▸ **WHAT NEEDS TO BE DONE**
State only how many lines below include the string "index".

▸ **DATA EXCERPT**
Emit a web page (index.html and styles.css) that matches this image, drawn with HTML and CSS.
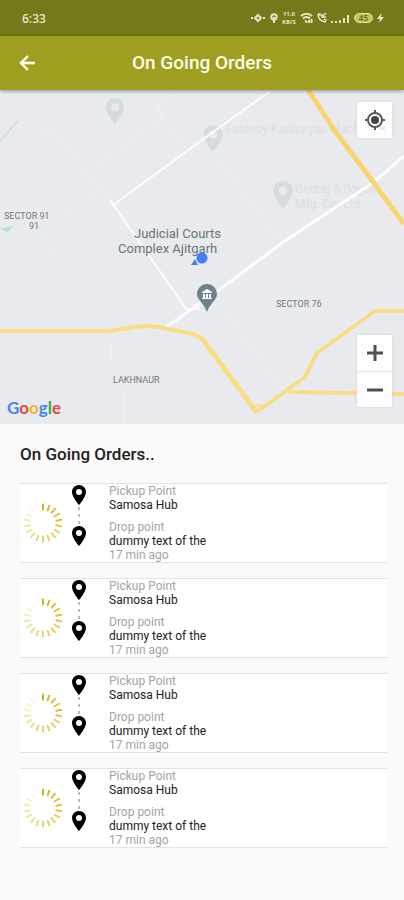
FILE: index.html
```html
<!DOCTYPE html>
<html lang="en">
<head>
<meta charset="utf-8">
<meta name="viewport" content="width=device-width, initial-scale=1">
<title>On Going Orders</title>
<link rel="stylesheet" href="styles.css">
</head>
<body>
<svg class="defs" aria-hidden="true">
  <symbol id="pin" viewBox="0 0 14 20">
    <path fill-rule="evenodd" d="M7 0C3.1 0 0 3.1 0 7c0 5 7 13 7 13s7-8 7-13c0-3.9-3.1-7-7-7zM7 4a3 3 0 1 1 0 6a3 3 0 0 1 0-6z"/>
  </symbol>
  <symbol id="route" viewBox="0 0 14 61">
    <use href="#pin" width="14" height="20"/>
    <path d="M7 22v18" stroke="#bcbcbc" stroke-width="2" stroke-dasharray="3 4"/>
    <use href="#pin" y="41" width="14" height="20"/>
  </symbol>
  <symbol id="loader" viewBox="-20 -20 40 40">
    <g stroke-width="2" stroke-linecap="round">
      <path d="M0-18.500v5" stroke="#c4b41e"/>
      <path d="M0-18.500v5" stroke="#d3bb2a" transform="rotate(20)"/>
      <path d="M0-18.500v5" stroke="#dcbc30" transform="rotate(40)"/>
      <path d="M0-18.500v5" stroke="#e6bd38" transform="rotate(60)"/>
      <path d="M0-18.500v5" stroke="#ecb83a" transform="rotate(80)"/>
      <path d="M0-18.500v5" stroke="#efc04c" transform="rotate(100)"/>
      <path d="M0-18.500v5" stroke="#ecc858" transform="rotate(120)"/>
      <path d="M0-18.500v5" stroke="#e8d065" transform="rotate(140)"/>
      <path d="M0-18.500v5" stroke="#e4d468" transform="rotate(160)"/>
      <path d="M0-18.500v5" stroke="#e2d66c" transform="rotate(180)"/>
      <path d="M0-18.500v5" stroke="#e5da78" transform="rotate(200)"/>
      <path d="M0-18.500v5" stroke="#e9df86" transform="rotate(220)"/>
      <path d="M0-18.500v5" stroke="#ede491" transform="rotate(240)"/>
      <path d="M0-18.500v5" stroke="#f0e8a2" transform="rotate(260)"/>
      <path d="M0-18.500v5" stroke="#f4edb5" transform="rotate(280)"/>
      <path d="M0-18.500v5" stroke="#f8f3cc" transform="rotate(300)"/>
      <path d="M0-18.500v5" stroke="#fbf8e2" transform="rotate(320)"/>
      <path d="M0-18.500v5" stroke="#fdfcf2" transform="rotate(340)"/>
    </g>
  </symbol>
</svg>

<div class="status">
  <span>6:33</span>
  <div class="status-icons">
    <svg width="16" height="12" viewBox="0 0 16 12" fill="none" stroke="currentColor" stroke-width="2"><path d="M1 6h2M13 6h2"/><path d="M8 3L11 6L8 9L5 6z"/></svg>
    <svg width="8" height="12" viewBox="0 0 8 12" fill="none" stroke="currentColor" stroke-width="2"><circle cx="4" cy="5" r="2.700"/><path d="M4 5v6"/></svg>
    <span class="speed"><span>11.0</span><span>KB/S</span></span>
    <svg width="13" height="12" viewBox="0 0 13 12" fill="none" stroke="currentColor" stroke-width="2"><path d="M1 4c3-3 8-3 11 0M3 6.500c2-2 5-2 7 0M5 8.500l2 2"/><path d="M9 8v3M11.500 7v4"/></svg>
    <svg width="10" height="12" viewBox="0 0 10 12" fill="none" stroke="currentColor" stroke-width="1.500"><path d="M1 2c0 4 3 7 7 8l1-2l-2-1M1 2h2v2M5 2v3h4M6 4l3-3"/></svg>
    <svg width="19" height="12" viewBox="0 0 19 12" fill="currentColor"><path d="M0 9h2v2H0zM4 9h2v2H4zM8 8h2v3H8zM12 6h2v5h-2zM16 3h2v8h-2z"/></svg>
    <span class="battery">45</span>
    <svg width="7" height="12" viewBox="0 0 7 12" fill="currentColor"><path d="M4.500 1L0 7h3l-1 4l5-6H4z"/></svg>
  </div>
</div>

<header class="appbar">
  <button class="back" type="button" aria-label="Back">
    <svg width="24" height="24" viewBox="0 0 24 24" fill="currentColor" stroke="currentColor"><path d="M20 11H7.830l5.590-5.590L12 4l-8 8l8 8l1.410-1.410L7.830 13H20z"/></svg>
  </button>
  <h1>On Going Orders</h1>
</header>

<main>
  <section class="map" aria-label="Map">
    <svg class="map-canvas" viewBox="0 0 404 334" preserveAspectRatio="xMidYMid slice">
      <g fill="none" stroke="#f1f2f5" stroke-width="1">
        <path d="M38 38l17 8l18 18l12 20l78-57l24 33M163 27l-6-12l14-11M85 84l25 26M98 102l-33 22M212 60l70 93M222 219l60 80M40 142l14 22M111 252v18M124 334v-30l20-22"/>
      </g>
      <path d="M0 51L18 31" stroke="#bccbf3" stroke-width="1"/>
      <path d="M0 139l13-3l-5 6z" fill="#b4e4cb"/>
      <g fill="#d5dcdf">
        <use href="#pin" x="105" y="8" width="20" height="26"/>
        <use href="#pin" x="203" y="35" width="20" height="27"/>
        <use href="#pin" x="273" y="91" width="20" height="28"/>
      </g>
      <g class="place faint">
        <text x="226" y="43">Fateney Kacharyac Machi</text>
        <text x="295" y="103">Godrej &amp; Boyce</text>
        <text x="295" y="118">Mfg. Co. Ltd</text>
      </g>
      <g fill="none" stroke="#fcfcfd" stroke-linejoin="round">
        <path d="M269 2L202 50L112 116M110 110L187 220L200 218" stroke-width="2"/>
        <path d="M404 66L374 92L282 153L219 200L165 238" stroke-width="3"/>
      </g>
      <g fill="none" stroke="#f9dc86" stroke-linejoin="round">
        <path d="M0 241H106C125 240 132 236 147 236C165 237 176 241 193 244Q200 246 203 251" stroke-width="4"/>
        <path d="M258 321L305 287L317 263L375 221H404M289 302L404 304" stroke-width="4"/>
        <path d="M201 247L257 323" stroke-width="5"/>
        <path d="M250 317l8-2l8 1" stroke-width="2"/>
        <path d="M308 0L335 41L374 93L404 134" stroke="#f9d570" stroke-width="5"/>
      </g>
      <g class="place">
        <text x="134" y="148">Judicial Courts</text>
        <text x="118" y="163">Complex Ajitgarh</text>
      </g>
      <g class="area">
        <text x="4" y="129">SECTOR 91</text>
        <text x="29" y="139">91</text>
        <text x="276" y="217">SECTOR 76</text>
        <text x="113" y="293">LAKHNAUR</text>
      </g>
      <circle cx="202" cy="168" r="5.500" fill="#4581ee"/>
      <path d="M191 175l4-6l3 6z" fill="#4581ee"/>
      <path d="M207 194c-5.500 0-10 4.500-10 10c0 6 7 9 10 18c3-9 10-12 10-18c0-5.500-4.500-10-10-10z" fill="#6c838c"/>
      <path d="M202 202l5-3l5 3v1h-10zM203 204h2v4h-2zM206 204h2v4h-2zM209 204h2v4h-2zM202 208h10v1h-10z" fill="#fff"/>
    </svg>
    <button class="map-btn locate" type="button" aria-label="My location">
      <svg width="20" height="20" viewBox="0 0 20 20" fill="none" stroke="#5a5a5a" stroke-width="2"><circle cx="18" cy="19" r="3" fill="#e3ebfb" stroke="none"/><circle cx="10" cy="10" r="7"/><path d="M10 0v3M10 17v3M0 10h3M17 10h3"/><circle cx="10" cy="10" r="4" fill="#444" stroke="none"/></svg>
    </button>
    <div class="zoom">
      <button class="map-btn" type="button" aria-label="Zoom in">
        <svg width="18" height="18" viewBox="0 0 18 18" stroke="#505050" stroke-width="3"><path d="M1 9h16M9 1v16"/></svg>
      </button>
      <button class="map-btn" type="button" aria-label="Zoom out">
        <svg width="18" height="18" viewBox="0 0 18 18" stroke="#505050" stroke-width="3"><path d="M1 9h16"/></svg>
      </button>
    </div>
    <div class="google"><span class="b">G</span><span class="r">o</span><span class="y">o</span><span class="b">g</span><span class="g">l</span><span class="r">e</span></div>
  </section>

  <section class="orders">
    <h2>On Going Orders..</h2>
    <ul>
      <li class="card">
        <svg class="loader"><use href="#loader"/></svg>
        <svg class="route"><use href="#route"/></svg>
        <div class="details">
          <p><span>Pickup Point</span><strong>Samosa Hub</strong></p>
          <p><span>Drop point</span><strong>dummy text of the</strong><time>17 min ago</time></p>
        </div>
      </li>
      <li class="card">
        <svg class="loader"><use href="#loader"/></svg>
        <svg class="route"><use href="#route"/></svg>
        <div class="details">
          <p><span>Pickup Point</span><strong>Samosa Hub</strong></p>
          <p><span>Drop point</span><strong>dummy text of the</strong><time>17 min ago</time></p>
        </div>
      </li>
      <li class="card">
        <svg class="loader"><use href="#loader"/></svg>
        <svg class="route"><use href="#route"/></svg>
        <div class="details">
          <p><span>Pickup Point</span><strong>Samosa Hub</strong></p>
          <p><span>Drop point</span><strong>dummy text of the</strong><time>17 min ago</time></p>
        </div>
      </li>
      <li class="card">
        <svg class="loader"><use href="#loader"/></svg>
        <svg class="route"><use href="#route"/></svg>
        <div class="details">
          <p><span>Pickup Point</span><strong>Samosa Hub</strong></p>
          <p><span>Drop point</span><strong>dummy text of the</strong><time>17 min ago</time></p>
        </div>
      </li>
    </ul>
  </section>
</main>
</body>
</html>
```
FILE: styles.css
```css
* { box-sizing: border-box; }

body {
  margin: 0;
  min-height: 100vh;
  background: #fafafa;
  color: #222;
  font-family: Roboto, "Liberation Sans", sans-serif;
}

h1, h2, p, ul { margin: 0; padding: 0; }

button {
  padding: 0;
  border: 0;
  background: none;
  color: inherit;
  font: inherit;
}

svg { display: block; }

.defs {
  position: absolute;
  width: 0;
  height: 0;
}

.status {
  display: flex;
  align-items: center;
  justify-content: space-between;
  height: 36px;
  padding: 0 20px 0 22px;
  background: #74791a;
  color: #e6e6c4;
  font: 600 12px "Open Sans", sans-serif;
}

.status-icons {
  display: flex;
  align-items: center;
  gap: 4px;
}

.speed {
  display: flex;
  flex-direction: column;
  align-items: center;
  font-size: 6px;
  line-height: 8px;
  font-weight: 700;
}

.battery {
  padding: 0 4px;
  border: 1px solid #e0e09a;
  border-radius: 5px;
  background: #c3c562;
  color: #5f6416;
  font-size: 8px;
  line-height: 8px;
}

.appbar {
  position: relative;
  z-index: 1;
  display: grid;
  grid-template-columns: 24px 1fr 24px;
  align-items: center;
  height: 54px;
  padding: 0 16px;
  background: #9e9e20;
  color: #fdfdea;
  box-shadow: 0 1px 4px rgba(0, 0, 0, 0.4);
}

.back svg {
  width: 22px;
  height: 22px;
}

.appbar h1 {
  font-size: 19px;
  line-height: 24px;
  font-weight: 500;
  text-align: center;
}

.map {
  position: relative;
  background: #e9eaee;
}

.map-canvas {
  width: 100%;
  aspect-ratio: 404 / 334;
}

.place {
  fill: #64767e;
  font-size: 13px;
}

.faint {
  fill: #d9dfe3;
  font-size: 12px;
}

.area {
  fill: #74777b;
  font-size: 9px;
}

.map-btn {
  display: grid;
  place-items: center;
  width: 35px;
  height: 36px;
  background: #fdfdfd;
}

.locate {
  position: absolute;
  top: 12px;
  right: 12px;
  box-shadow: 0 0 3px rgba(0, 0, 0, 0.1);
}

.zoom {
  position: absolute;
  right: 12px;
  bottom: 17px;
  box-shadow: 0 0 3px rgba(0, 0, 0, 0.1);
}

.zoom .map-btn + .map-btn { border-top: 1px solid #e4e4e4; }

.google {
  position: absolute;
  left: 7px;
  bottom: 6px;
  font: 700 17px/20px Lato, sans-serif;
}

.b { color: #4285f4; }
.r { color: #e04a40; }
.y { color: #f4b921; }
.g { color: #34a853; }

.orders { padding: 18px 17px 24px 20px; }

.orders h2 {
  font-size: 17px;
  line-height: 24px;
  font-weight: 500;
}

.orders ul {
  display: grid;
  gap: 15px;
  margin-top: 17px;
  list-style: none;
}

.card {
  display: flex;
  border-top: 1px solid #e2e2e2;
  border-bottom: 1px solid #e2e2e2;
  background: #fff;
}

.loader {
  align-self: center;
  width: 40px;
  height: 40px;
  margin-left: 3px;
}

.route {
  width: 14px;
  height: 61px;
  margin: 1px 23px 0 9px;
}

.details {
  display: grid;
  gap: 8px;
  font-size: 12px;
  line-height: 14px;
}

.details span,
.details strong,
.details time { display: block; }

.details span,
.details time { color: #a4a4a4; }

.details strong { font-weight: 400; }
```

▸ **COMPLETE RESPONSE**
3